**Dataset extract**
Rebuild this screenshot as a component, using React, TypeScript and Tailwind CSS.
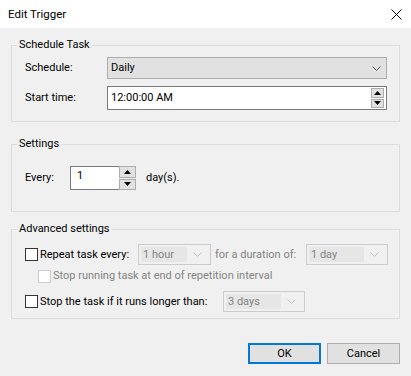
import React from "react";

function Chevron({ disabled }: { disabled?: boolean }) {
  return (
    <svg width="9" height="5" viewBox="0 0 9 5" className="shrink-0">
      <path d="M0.5 0.5 L4.5 4.5 L8.5 0.5" fill="none" stroke={disabled ? "#c4c4c4" : "#555555"} strokeWidth="1" />
    </svg>
  );
}

function Spin({ w, h }: { w: string; h: string }) {
  // up / down buttons of a spin box
  return (
    <div className={`flex flex-col gap-px ${w} ${h}`}>
      <div className="flex-1 border border-[#adadad] bg-[#e1e1e1] flex items-center justify-center">
        <svg width="7" height="4" viewBox="0 0 7 4"><path d="M0 4 L3.5 0 L7 4 Z" fill="#000" /></svg>
      </div>
      <div className="flex-1 border border-[#adadad] bg-[#e1e1e1] flex items-center justify-center">
        <svg width="7" height="4" viewBox="0 0 7 4"><path d="M0 0 L3.5 4 L7 0 Z" fill="#000" /></svg>
      </div>
    </div>
  );
}

function DisabledCombo({ text, w }: { text: string; w: string }) {
  return (
    <div className={`${w} h-[21px] border border-[#cccccc] bg-[#f0f0f0] flex items-center pl-[2px] pr-[8px]`}>
      <span className="flex-1 h-[15px] bg-[#e6e6e6] text-[#838383] leading-[15px] pl-[2px] mr-[6px]">{text}</span>
      <Chevron disabled />
    </div>
  );
}

function Check({ disabled }: { disabled?: boolean }) {
  return (
    <div className={`w-[13px] h-[13px] bg-white border shrink-0 ${disabled ? "border-[#cccccc]" : "border-[#333333]"}`} />
  );
}

export default function App() {
  return (
    <div className="w-[411px] h-[376px] bg-[#f0f0f0] text-[11px] leading-[16px] text-black font-['Roboto','Liberation_Sans',sans-serif]">
      {/* title bar */}
      <div className="h-[28px] bg-white flex items-center justify-between pl-[8px] pr-[9px]">
        <span className="text-[11.5px]">Edit Trigger</span>
        <svg width="11" height="11" viewBox="0 0 11 11">
          <path d="M0.5 0.5 L10.5 10.5 M10.5 0.5 L0.5 10.5" stroke="#000" strokeWidth="1" />
        </svg>
      </div>

      {/* Schedule Task */}
      <fieldset className="mx-[11px] mt-[9px] border border-[#dcdcdc]">
        <legend className="ml-[5px] px-[2px]">Schedule Task</legend>
        <div className="pl-[13px] pt-[4px] pb-[11px] flex flex-col gap-[7px]">
          <div className="flex items-center">
            <span className="w-[82px]">Schedule:</span>
            <div className="w-[280px] h-[22px] border border-[#adadad] bg-[#e1e1e1] flex items-center justify-between pl-[3px] pr-[5px]">
              <span>Daily</span>
              <Chevron />
            </div>
          </div>
          <div className="flex items-center">
            <span className="w-[82px]">Start time:</span>
            <div className="w-[280px] h-[24px] border border-[#7a7a7a] bg-white flex items-center justify-between pl-[3px] pr-[2px]">
              <span>12:00:00 AM</span>
              <Spin w="w-[13px]" h="h-[20px]" />
            </div>
          </div>
        </div>
      </fieldset>

      {/* Settings */}
      <fieldset className="mx-[11px] mt-[14px] border border-[#dcdcdc]">
        <legend className="ml-[5px] px-[2px]">Settings</legend>
        <div className="pl-[13px] pt-[14px] pb-[21px] flex items-center">
          <span className="w-[45px]">Every:</span>
          <div className="flex h-[24px]">
            <div className="w-[49px] border border-[#7a7a7a] border-r-0 bg-white pl-[6px] leading-[18px]">1</div>
            <Spin w="w-[17px]" h="h-[24px]" />
          </div>
          <span className="ml-[10px]">day(s).</span>
        </div>
      </fieldset>

      {/* Advanced settings */}
      <fieldset className="mx-[11px] mt-[9px] border border-[#dcdcdc]">
        <legend className="ml-[5px] px-[2px]">Advanced settings</legend>
        <div className="pl-[13px] pt-[7px] pb-[6px] flex flex-col">
          <div className="flex items-center h-[21px]">
            <Check />
            <span className="ml-[2px] w-[98px]">Repeat task every:</span>
            <DisabledCombo text="1 hour" w="w-[73px]" />
            <span className="ml-[4px] w-[91px] text-[#838383]">for a duration of:</span>
            <DisabledCombo text="1 day" w="w-[82px]" />
          </div>
          <div className="flex items-center mt-[4px] ml-[13px] h-[14px]">
            <Check disabled />
            <span className="ml-[2px] text-[#838383]">Stop running task at end of repetition interval</span>
          </div>
          <div className="flex items-center mt-[8px] h-[21px]">
            <Check />
            <span className="ml-[2px] w-[183px]">Stop the task if it runs longer than:</span>
            <DisabledCombo text="3 days" w="w-[82px]" />
          </div>
        </div>
      </fieldset>

      {/* buttons */}
      <div className="flex justify-end gap-[6px] mt-[24px] mr-[11px]">
        <button className="w-[73px] h-[21px] border-2 border-[#0078d7] bg-[#e1e1e1] leading-none">OK</button>
        <button className="w-[73px] h-[21px] border border-[#adadad] bg-[#e1e1e1] leading-none">Cancel</button>
      </div>
    </div>
  );
}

**Short task**
Transcribe the material as is, with images omitted.

**Task output**
Rebuild this screenshot as a component, using React, TypeScript and Tailwind CSS.
import React from "react";

function Chevron({ disabled }: { disabled?: boolean }) {
  return (
    <svg width="9" height="5" viewBox="0 0 9 5" className="shrink-0">
      <path d="M0.5 0.5 L4.5 4.5 L8.5 0.5" fill="none" stroke={disabled ? "#c4c4c4" : "#555555"} strokeWidth="1" />
    </svg>
  );
}

function Spin({ w, h }: { w: string; h: string }) {
  // up / down buttons of a spin box
  return (
    <div className={`flex flex-col gap-px ${w} ${h}`}>
      <div className="flex-1 border border-[#adadad] bg-[#e1e1e1] flex items-center justify-center">
        <svg width="7" height="4" viewBox="0 0 7 4"><path d="M0 4 L3.5 0 L7 4 Z" fill="#000" /></svg>
      </div>
      <div className="flex-1 border border-[#adadad] bg-[#e1e1e1] flex items-center justify-center">
        <svg width="7" height="4" viewBox="0 0 7 4"><path d="M0 0 L3.5 4 L7 0 Z" fill="#000" /></svg>
      </div>
    </div>
  );
}

function DisabledCombo({ text, w }: { text: string; w: string }) {
  return (
    <div className={`${w} h-[21px] border border-[#cccccc] bg-[#f0f0f0] flex items-center pl-[2px] pr-[8px]`}>
      <span className="flex-1 h-[15px] bg-[#e6e6e6] text-[#838383] leading-[15px] pl-[2px] mr-[6px]">{text}</span>
      <Chevron disabled />
    </div>
  );
}

function Check({ disabled }: { disabled?: boolean }) {
  return (
    <div className={`w-[13px] h-[13px] bg-white border shrink-0 ${disabled ? "border-[#cccccc]" : "border-[#333333]"}`} />
  );
}

export default function App() {
  return (
    <div className="w-[411px] h-[376px] bg-[#f0f0f0] text-[11px] leading-[16px] text-black font-['Roboto','Liberation_Sans',sans-serif]">
      {/* title bar */}
      <div className="h-[28px] bg-white flex items-center justify-between pl-[8px] pr-[9px]">
        <span className="text-[11.5px]">Edit Trigger</span>
        <svg width="11" height="11" viewBox="0 0 11 11">
          <path d="M0.5 0.5 L10.5 10.5 M10.5 0.5 L0.5 10.5" stroke="#000" strokeWidth="1" />
        </svg>
      </div>

      {/* Schedule Task */}
      <fieldset className="mx-[11px] mt-[9px] border border-[#dcdcdc]">
        <legend className="ml-[5px] px-[2px]">Schedule Task</legend>
        <div className="pl-[13px] pt-[4px] pb-[11px] flex flex-col gap-[7px]">
          <div className="flex items-center">
            <span className="w-[82px]">Schedule:</span>
            <div className="w-[280px] h-[22px] border border-[#adadad] bg-[#e1e1e1] flex items-center justify-between pl-[3px] pr-[5px]">
              <span>Daily</span>
              <Chevron />
            </div>
          </div>
          <div className="flex items-center">
            <span className="w-[82px]">Start time:</span>
            <div className="w-[280px] h-[24px] border border-[#7a7a7a] bg-white flex items-center justify-between pl-[3px] pr-[2px]">
              <span>12:00:00 AM</span>
              <Spin w="w-[13px]" h="h-[20px]" />
            </div>
          </div>
        </div>
      </fieldset>

      {/* Settings */}
      <fieldset className="mx-[11px] mt-[14px] border border-[#dcdcdc]">
        <legend className="ml-[5px] px-[2px]">Settings</legend>
        <div className="pl-[13px] pt-[14px] pb-[21px] flex items-center">
          <span className="w-[45px]">Every:</span>
          <div className="flex h-[24px]">
            <div className="w-[49px] border border-[#7a7a7a] border-r-0 bg-white pl-[6px] leading-[18px]">1</div>
            <Spin w="w-[17px]" h="h-[24px]" />
          </div>
          <span className="ml-[10px]">day(s).</span>
        </div>
      </fieldset>

      {/* Advanced settings */}
      <fieldset className="mx-[11px] mt-[9px] border border-[#dcdcdc]">
        <legend className="ml-[5px] px-[2px]">Advanced settings</legend>
        <div className="pl-[13px] pt-[7px] pb-[6px] flex flex-col">
          <div className="flex items-center h-[21px]">
            <Check />
            <span className="ml-[2px] w-[98px]">Repeat task every:</span>
            <DisabledCombo text="1 hour" w="w-[73px]" />
            <span className="ml-[4px] w-[91px] text-[#838383]">for a duration of:</span>
            <DisabledCombo text="1 day" w="w-[82px]" />
          </div>
          <div className="flex items-center mt-[4px] ml-[13px] h-[14px]">
            <Check disabled />
            <span className="ml-[2px] text-[#838383]">Stop running task at end of repetition interval</span>
          </div>
          <div className="flex items-center mt-[8px] h-[21px]">
            <Check />
            <span className="ml-[2px] w-[183px]">Stop the task if it runs longer than:</span>
            <DisabledCombo text="3 days" w="w-[82px]" />
          </div>
        </div>
      </fieldset>

      {/* buttons */}
      <div className="flex justify-end gap-[6px] mt-[24px] mr-[11px]">
        <button className="w-[73px] h-[21px] border-2 border-[#0078d7] bg-[#e1e1e1] leading-none">OK</button>
        <button className="w-[73px] h-[21px] border border-[#adadad] bg-[#e1e1e1] leading-none">Cancel</button>
      </div>
    </div>
  );
}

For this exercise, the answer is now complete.